Osaka Makes Sense at Walking Speed
Osaka is dense, layered, and full of small details that disappear when you move too fast. While trains connect the city efficiently, they also skip over the spaces where everyday life happens.
Walking allows you to notice transitions — how a busy street softens into a quiet lane, how food smells change block by block, how neighbourhoods quietly announce themselves without signage or spectacle.
This is where Osaka becomes legible.

What You Miss When You Only See Highlights
Big attractions are easy to find. What’s harder to access is the context around them.
The space between destinations
Shrines tucked behind office buildings. Old shopping streets still used by locals. Side alleys where restaurants do one thing, well, and have done so for decades.
These places aren’t hidden — they’re just not framed for visitors.

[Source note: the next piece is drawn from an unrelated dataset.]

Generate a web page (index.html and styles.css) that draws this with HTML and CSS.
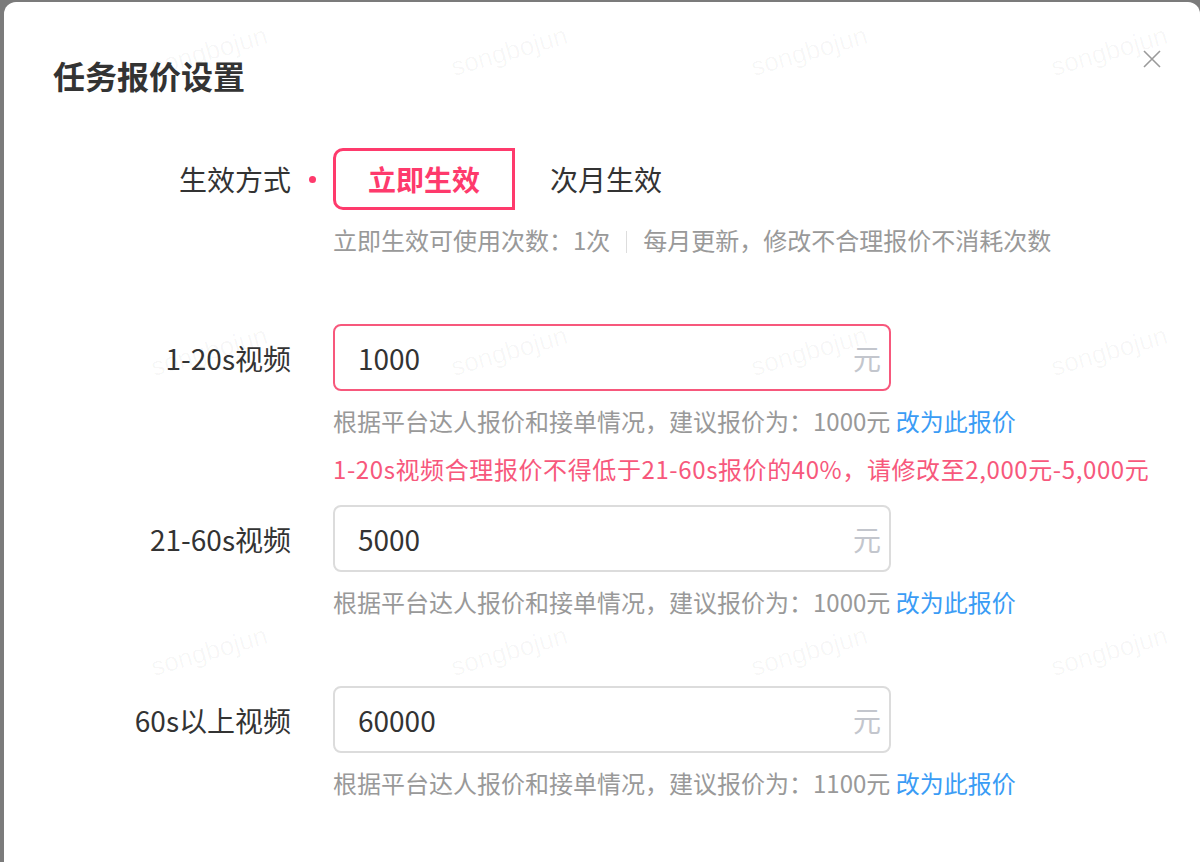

Why Walking Tours Work in Osaka
A well-paced walking tour doesn’t try to show everything. It prioritises flow.
Stories over stops
Rather than jumping between disconnected highlights, walking allows history, food, and culture to unfold naturally. Stories make more sense when they’re anchored to where things actually happened.
Neighbourhoods over checklists
Osaka is best understood one area at a time. Each neighbourhood has its own rhythm, humour, and logic — and those differences are easiest to feel on foot.

Walking vs Food-Focused Tours
Both formats offer insight, but the emphasis is different.
Walking tours
- Focus on neighbourhoods and movement
- Include cultural, historical, and everyday context
- Often cover more ground at a relaxed pace
Food tours
- Built around tastings and local eateries
- Food is the anchor for stories
- Movement supports the experience, not the other way around
A City That Rewards Slowing Down
Osaka doesn’t demand attention — it rewards patience.
Walking gives you time to observe how people interact with space, how food fits into daily routines, and how old and new coexist without explanation. These aren’t things you’re told. They’re things you notice.
That’s why experiencing Osaka on foot isn’t just practical — it’s essential.